Remnants of the old feminine-singular ending in /-at/ in the Hermopolis letters and in Achaemenid Official Aramaic have occasionally been explained as accusative markers in a few older studies, but this view could not be corroborated and has been abandonedin the meantime (cf. Gzella 2011b: 578 and 583 for simpler and more plausible explanations). Already the earliest Phoenician inscriptions from the tenth century b.c.e. may point to a loss of case inflection (see Gzella 2013f: 176–182).

What does Phoenician have to do with the history of “case inflection” in Aramaic, pray tell? Then on the very next page he says: Only remnants of the older feminine singular ending /-at/ or /-t/ (the distribution of the two allomorphs seems essentially lexical) are preserved in unbound forms, especially a few nouns serving as adverbs. Combining the two statements one sees that Prof. Gzella does not realize that “adverbs” are remnants of the “accusative” (better termed “adverbial”) case of Semitic in general!

(p. 26)

Person Singular Plural 1 masc./fem. /ʾanā/ ‘I’ /ʾanáḥnā/ ‘we’ 2 masc. /ʾáttā/ ‘you’ /ʾattom/ ‘you’ 2 fem. /ʾáttī/ ‘you’ /ʾattenn/ ‘you’ 3 masc. /hūʾ/ > /hū/ ‘he’ /hóm(ū)/ ‘they’ 3 fem. /hīʾ/ > /hī/ ‘she’ /hénnī/ ‘they’ Whence henni?, and what is the evidence the short /i/ was already e in earliest aramaic? (p. 28) State, by contrast, belongs to the typical features of Semitic nominal morphology. The “absolute” state (or “unbound form”) acts as the unmarked form; when the emphatic state emerged as a postpositive definite article, the absolute state came to signal indefiniteness. It is generally used with the quantifier /koll/ ‘all’, adverbial and numerical constructions, and predicative adjectives.

But this applies only to eastern aramaic after the loss of the definiteness, here it appears in the first chapter as a characteristic of Aramaic! The often-proposed Akkadian origin of this feature is ignored, presumably because it was not proposed by Beyer.

(p. 28)

Morphological definiteness marking spread gradually during the opening centuries of the first millennium b.c.e., following a common tendency in Northwest Semitic.

This is typical of the author’s use of prose instead of providing tabular details. (Actually a more specific statement as to the identity and derivation of this “morphological definiteness marking” has already been mentioned on p. 21!) Further, how do we know that it spread gradually? How gradual is gradually? Where did it spread to, when, and from where? How about some examples. Elsewhere (p. 69) one finds typically rambling discussions of the early history of such marking, as usual without clear examples or serious analysis. Nor does the author attempt to determine just when final -ā was used in the earlier texts and when it wasn’t, but rather just says the distinction was “construction bound,” whatever that means.

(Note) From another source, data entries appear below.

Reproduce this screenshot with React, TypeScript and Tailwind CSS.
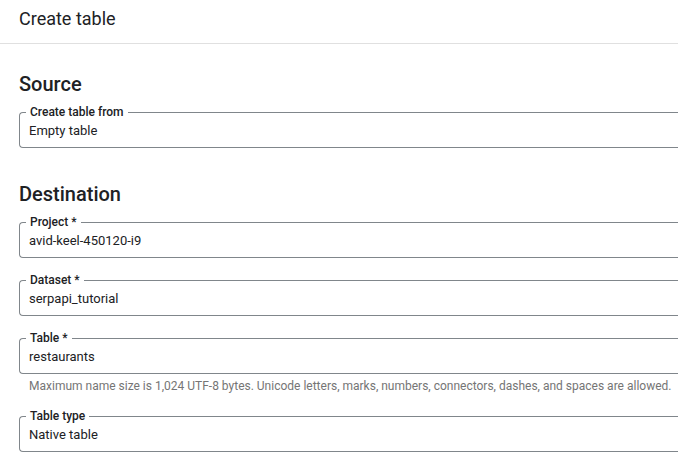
import React from 'react';

type FieldProps = {
  label: string;
  value: string;
  className?: string;
};

// Campo con contorno y etiqueta que corta la línea superior
function OutlinedField({ label, value, className = '' }: FieldProps) {
  return (
    <fieldset
      className={`border border-r-0 border-[#80868b] rounded-l-[4px] pl-[6px] pr-0 pb-[7px] m-0 min-w-0 ${className}`}
    >
      <legend className="px-[4px] text-[12px] leading-[16px] font-medium text-[#202124]">
        {label}
      </legend>
      <div className="pl-[3px] pt-[2px] text-[13px] leading-[18px] text-[#202124]">{value}</div>
    </fieldset>
  );
}

export default function App() {
  return (
    <div
      className="w-[678px] h-[460px] overflow-hidden bg-white text-[#202124]"
      style={{ fontFamily: 'Roboto, "Liberation Sans", sans-serif' }}
    >
      <header className="h-[44px] border-b border-[#e0e0e0] px-[19px] flex items-center">
        <h1 className="text-[18px] leading-[24px] font-normal -mt-[5px]">Create table</h1>
      </header>

      <div className="pl-[19px]">
        <h2 className="mt-[26px] text-[20px] leading-[28px] font-medium">Source</h2>
        <OutlinedField className="mt-[6px]" label="Create table from" value="Empty table" />

        <h2 className="mt-[32px] text-[20px] leading-[28px] font-medium">Destination</h2>
        <OutlinedField className="mt-[6px]" label="Project *" value="avid-keel-450120-i9" />
        <OutlinedField className="mt-[14px]" label="Dataset *" value="serpapi_tutorial" />
        <OutlinedField className="mt-[14px]" label="Table *" value="restaurants" />
        <p className="mt-[4px] pl-[10px] text-[12px] leading-[16px] text-[#757575] whitespace-nowrap">
          Maximum name size is 1,024 UTF-8 bytes. Unicode letters, marks, numbers, connectors, dashes, and spaces are allowed.
        </p>
        <OutlinedField className="mt-[14px]" label="Table type" value="Native table" />
      </div>
    </div>
  );
}
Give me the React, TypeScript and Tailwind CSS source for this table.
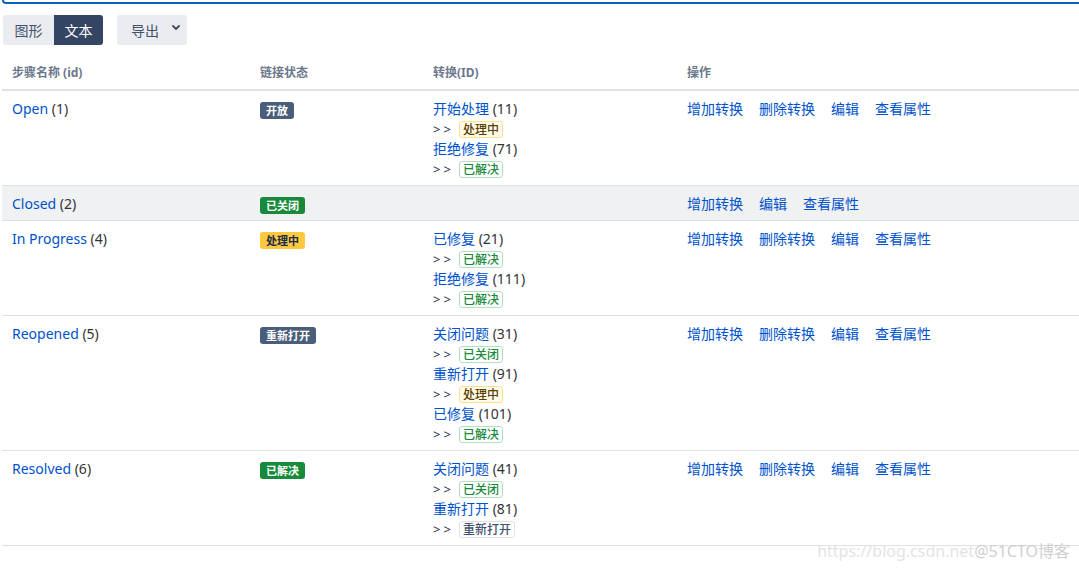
import React from "react";

type Tone = "dark" | "green" | "yellow";
type Subtle = "yellow" | "green" | "gray";

const solid: Record<Tone, string> = {
  dark: "bg-[#4a5d7a] text-white",
  green: "bg-[#168a3a] text-white",
  yellow: "bg-[#ffc83d] text-[#172b4d]",
};

const subtle: Record<Subtle, string> = {
  yellow: "border-[#ffe08a] bg-[#fffbea] text-[#5a3e00]",
  green: "border-[#b3dfc0] bg-white text-[#168a3a]",
  gray: "border-[#dfe1e6] bg-white text-[#42526e]",
};

function Lozenge({ tone, children }: { tone: Tone; children: React.ReactNode }) {
  return (
    <span
      className={`inline-block rounded-[3px] px-[6px] text-[11px] font-bold leading-[17px] align-middle ${solid[tone]}`}
    >
      {children}
    </span>
  );
}

function SubtleLozenge({ tone, children }: { tone: Subtle; children: React.ReactNode }) {
  return (
    <span
      className={`inline-block rounded-[3px] border px-[3px] text-[12px] font-medium leading-[15px] ${subtle[tone]}`}
    >
      {children}
    </span>
  );
}

type Transition = { name: string; id: number; target: string; tone: Subtle };

type Step = {
  name: string;
  id: number;
  status: string;
  tone: Tone;
  transitions: Transition[];
  actions: string[];
  shaded?: boolean;
};

const fullActions = ["增加转换", "删除转换", "编辑", "查看属性"];

const steps: Step[] = [
  {
    name: "Open",
    id: 1,
    status: "开放",
    tone: "dark",
    transitions: [
      { name: "开始处理", id: 11, target: "处理中", tone: "yellow" },
      { name: "拒绝修复", id: 71, target: "已解决", tone: "green" },
    ],
    actions: fullActions,
  },
  {
    name: "Closed",
    id: 2,
    status: "已关闭",
    tone: "green",
    transitions: [],
    actions: ["增加转换", "编辑", "查看属性"],
    shaded: true,
  },
  {
    name: "In Progress",
    id: 4,
    status: "处理中",
    tone: "yellow",
    transitions: [
      { name: "已修复", id: 21, target: "已解决", tone: "green" },
      { name: "拒绝修复", id: 111, target: "已解决", tone: "green" },
    ],
    actions: fullActions,
  },
  {
    name: "Reopened",
    id: 5,
    status: "重新打开",
    tone: "dark",
    transitions: [
      { name: "关闭问题", id: 31, target: "已关闭", tone: "green" },
      { name: "重新打开", id: 91, target: "处理中", tone: "yellow" },
      { name: "已修复", id: 101, target: "已解决", tone: "green" },
    ],
    actions: fullActions,
  },
  {
    name: "Resolved",
    id: 6,
    status: "已解决",
    tone: "green",
    transitions: [
      { name: "关闭问题", id: 41, target: "已关闭", tone: "green" },
      { name: "重新打开", id: 81, target: "重新打开", tone: "gray" },
    ],
    actions: fullActions,
  },
];

const cols = "grid grid-cols-[248px_173px_254px_1fr]";

export default function App() {
  return (
    <div
      className="relative h-[570px] w-[1079px] overflow-hidden bg-white text-[14px] text-[#333]"
      style={{ fontFamily: '"Noto Sans", "Noto Sans CJK SC", sans-serif' }}
    >
      <div className="ml-[2px] -mr-2 h-1 rounded-b-[4px] border-x-2 border-b-2 border-[#0b62c0]" />

      <div className="ml-[3px] mt-[11px] flex items-center">
        <div className="flex">
          <button className="h-[30px] w-[51px] rounded-l-[3px] bg-[#ebecf0] text-[14px] text-[#42526e]">
            图形
          </button>
          <button className="h-[30px] w-[49px] rounded-r-[3px] bg-[#344563] text-[14px] text-white">
            文本
          </button>
        </div>
        <button className="ml-[14px] flex h-[30px] w-[70px] items-center rounded-[3px] bg-[#ebecf0] pl-[14px] text-[14px] text-[#42526e]">
          导出
          <svg className="ml-[13px] mt-[-5px]" width="8" height="5" viewBox="0 0 8 5">
            <path d="M1 1 L4 4 L7 1" fill="none" stroke="#42526e" strokeWidth="1.8" strokeLinecap="round" strokeLinejoin="round" />
          </svg>
        </button>
      </div>

      <div className="ml-[2px] mt-[18px]">
        <div className={`${cols} border-b-2 border-[#dfe1e6] pb-[6px] text-[12px] font-bold leading-5 text-[#6b778c]`}>
          <div className="px-[10px]">步骤名称 (id)</div>
          <div className="px-[10px]">链接状态</div>
          <div className="px-[10px]">转换(ID)</div>
          <div className="px-[10px]">操作</div>
        </div>

        {steps.map((s) => (
          <div
            key={s.id}
            className={`${cols} border-b border-[#dfe1e6] pt-2 pb-[6px] leading-5 ${s.shaded ? "bg-[#f0f1f2]" : ""}`}
          >
            <div className="px-[10px]">
              <a className="text-[#0052cc]">{s.name}</a> ({s.id})
            </div>
            <div className="px-[10px]">
              <Lozenge tone={s.tone}>{s.status}</Lozenge>
            </div>
            <div className="px-[10px]">
              {s.transitions.map((t) => (
                <div key={t.id}>
                  <div>
                    <a className="text-[#0052cc]">{t.name}</a> ({t.id})
                  </div>
                  <div className="flex h-5 items-center gap-[5px] text-[13px] text-[#172b4d]">
                    <span className="tracking-[3px]">&gt;&gt;</span>
                    <SubtleLozenge tone={t.tone}>{t.target}</SubtleLozenge>
                  </div>
                </div>
              ))}
            </div>
            <div className="flex gap-4 px-[10px] text-[#0052cc]">
              {s.actions.map((a) => (
                <a key={a}>{a}</a>
              ))}
            </div>
          </div>
        ))}
      </div>

      <div className="absolute right-[9px] top-[541px] text-[16px] leading-5 text-[#e4e4e4]">
        https://blog.csdn.net<span className="text-[#cfcfcf]">@51CTO博客</span>
      </div>
    </div>
  );
}
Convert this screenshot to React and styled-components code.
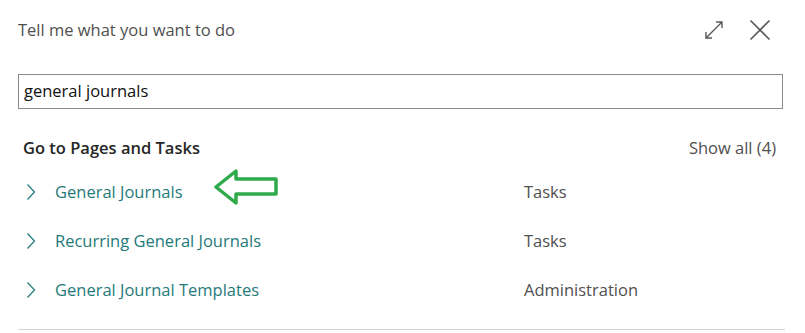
import React from "react";
import styled, { createGlobalStyle } from "styled-components";

const Global = createGlobalStyle`
  html, body { margin: 0; padding: 0; background: #ffffff; }
  body { font-family: "Open Sans", "Noto Sans", sans-serif; }
  * { box-sizing: border-box; }
`;

const Panel = styled.div`
  width: 805px;
  height: 333px;
  padding: 0 22px 0 18px;
  background: #ffffff;
  display: flex;
  flex-direction: column;
`;

const Header = styled.div`
  height: 59px;
  display: flex;
  align-items: center;
  justify-content: space-between;
`;

const Title = styled.div`
  font-size: 16.5px;
  color: #505050;
`;

const HeaderActions = styled.div`
  display: flex;
  align-items: center;
  gap: 24px;
  padding-right: 12px;
`;

const IconButton = styled.button`
  border: none;
  background: none;
  padding: 0;
  width: 22px;
  height: 22px;
  display: flex;
  align-items: center;
  justify-content: center;
  cursor: pointer;
`;

const SearchInput = styled.input`
  margin-top: 15px;
  height: 35px;
  width: 100%;
  border: 1px solid #8a8a8a;
  padding: 0 6px 2px 5px;
  font-family: inherit;
  font-size: 16.5px;
  color: #111;
  outline: none;
`;

const SectionHeader = styled.div`
  margin-top: 18px;
  height: 40px;
  display: flex;
  align-items: center;
  justify-content: space-between;
  padding: 0 7px 0 5px;
`;

const SectionTitle = styled.div`
  font-size: 16.5px;
  font-weight: 600;
  color: #262626;
`;

const ShowAll = styled.a`
  font-size: 16.5px;
  color: #505050;
  cursor: pointer;
`;

const List = styled.div`
  display: flex;
  flex-direction: column;
`;

const Row = styled.div`
  position: relative;
  height: 49px;
  display: grid;
  grid-template-columns: 37px 469px 1fr;
  align-items: center;
`;

const Chevron = styled.span`
  padding-left: 8px;
  display: flex;
  align-items: center;
`;

const Link = styled.a`
  font-size: 16.5px;
  color: #1f7a7a;
  cursor: pointer;
`;

const Category = styled.span`
  font-size: 16.5px;
  color: #505050;
`;

const Annotation = styled.svg`
  position: absolute;
  left: 196px;
  top: 2px;
`;

const Divider = styled.div`
  margin-top: 15px;
  height: 1px;
  background: #d4d4d4;
  margin-right: -2px;
`;

const ChevronIcon = () => (
  <svg width="10" height="18" viewBox="0 0 10 18">
    <path d="M1.5 1.5 L8.5 9 L1.5 16.5" fill="none" stroke="#2a7f7f" strokeWidth="1.3" />
  </svg>
);

const items = [
  { name: "General Journals", cat: "Tasks", marked: true },
  { name: "Recurring General Journals", cat: "Tasks" },
  { name: "General Journal Templates", cat: "Administration" },
];

export default function App() {
  return (
    <>
      <Global />
      <Panel>
        <Header>
          <Title>Tell me what you want to do</Title>
          <HeaderActions>
            <IconButton aria-label="Expand">
              <svg width="22" height="22" viewBox="0 0 22 22">
                <path d="M3 19 L19 3 M13 3 H19 V9 M3 13 V19 H9" fill="none" stroke="#5a5a5a" strokeWidth="1.4" />
              </svg>
            </IconButton>
            <IconButton aria-label="Close">
              <svg width="22" height="22" viewBox="0 0 22 22">
                <path d="M1.5 1.5 L20.5 20.5 M20.5 1.5 L1.5 20.5" fill="none" stroke="#5a5a5a" strokeWidth="1.6" />
              </svg>
            </IconButton>
          </HeaderActions>
        </Header>
        <SearchInput defaultValue="general journals" />
        <SectionHeader>
          <SectionTitle>Go to Pages and Tasks</SectionTitle>
          <ShowAll>Show all (4)</ShowAll>
        </SectionHeader>
        <List>
          {items.map((it) => (
            <Row key={it.name}>
              <Chevron>
                <ChevronIcon />
              </Chevron>
              <Link>{it.name}</Link>
              <Category>{it.cat}</Category>
              {it.marked && (
                <Annotation width="70" height="40" viewBox="0 0 70 40">
                  <path
                    d="M22 2 L22 10 L62 10 L62 25 L22 25 L22 34 L2 18 Z"
                    fill="none"
                    stroke="#2eaa4a"
                    strokeWidth="3.5"
                    strokeLinejoin="round"
                  />
                </Annotation>
              )}
            </Row>
          ))}
        </List>
        <Divider />
      </Panel>
    </>
  );
}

Re definiteness and definite object marking, on p. 75 we note a statement re nṣb zn ‘this stele’ (kai 214:1; 215:1.20)213 that is totally contradicted by a previous footnote (190) on the same subject. One suspects that a search through the PDF version for any number of subjects will reveal similar repetitions and/or contradictions throughout the work.

(p. 69)

Given the one instance of dissimilation of the first of two “emphatic” consonants in kyṣʾ ‘summer’ (kai 216:19, a Central Syrian Aramaic text from Samʾal, see below) instead of the expected *qyṣʾ from the original /*qayθ̣-/ cannot count as a distinctive local dialectal trait, because the very same text also contains the non-dissimilated form ṣdq ‘justice’ (kai 216:4–5).

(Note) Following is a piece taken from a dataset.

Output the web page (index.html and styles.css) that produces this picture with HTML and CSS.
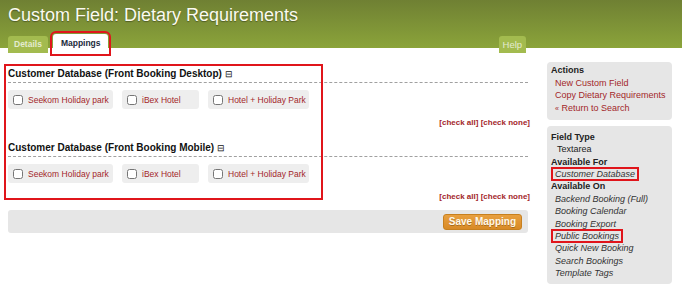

This is wrong. As one learns from the details of “Geers’ Law” in Akkadian, the early Semitic dissimilation of emphatics in words with multiple instances of them depends largely on their sequence and hierarchy, not just their presence.

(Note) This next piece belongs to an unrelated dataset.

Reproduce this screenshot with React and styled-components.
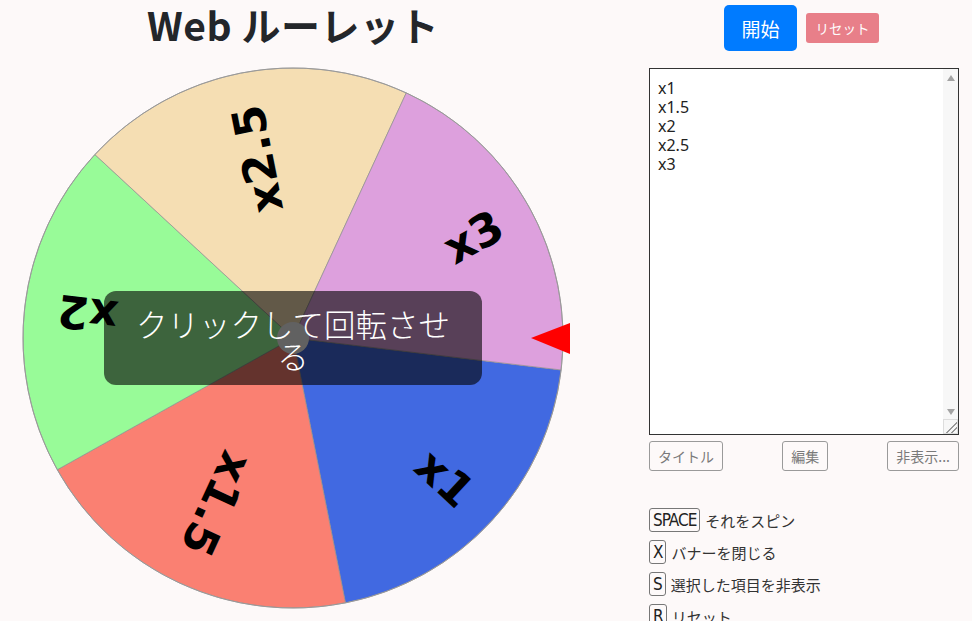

pp. 81-85 The discussion of the use of “asyndetic imperfects” in the Tel Dan stele and, as is necessarily related, the use or not of the narrative preterite form in early Aramaic is convoluted and quite incorrect. This is not the place to discuss the details issue, which I have dealt with in several earlier contributions.

 

(p. 286 re western Aramaic)

Scribal practice of that time shows a general weakening of Achaemenid standards in favour of a more phonetic spelling (with, for instance, widespread h instead of ʾ as a vowel letter for final /-ā/ in the emphatic state.

Why is final “h” for final -ā a phonetic spelling?

(fn. 959, in reference to the the addition of nun to words ending in long vowel)

See Beyer 1984: 149 for examples. This feature has been considered a specifically Jewish Palestinian or Western Aramaic trait in older literature (e.g., Kutscher 1976: 32; similarly still Sokoloff 2011a: 612), but its wider Aramaic distribution is now an established fact.

Established by whom and for what dialects? And one could go on with many more such examples. I do find one very sage statement in this book (p. 341):

There is no reason to assume that Aramaic in the region was less diversified in Late Antiquity than it is at present.


*1*And like far too many Brill publications by non English-speaking authors, poorly proofread.

*2*As regards Greek, Gzella has dealt with the matter to somewhat greater extent in his rambling review of Aaron Butts, Language Change in the Wake of Empire. Syriac in Its Greco-Roman Context (Linguistic Studies in Ancient West Semitic, 11). Eisenbrauns, Winona Lake, 2016 in Bibliotheca Orientalis 73(2016): 759ff.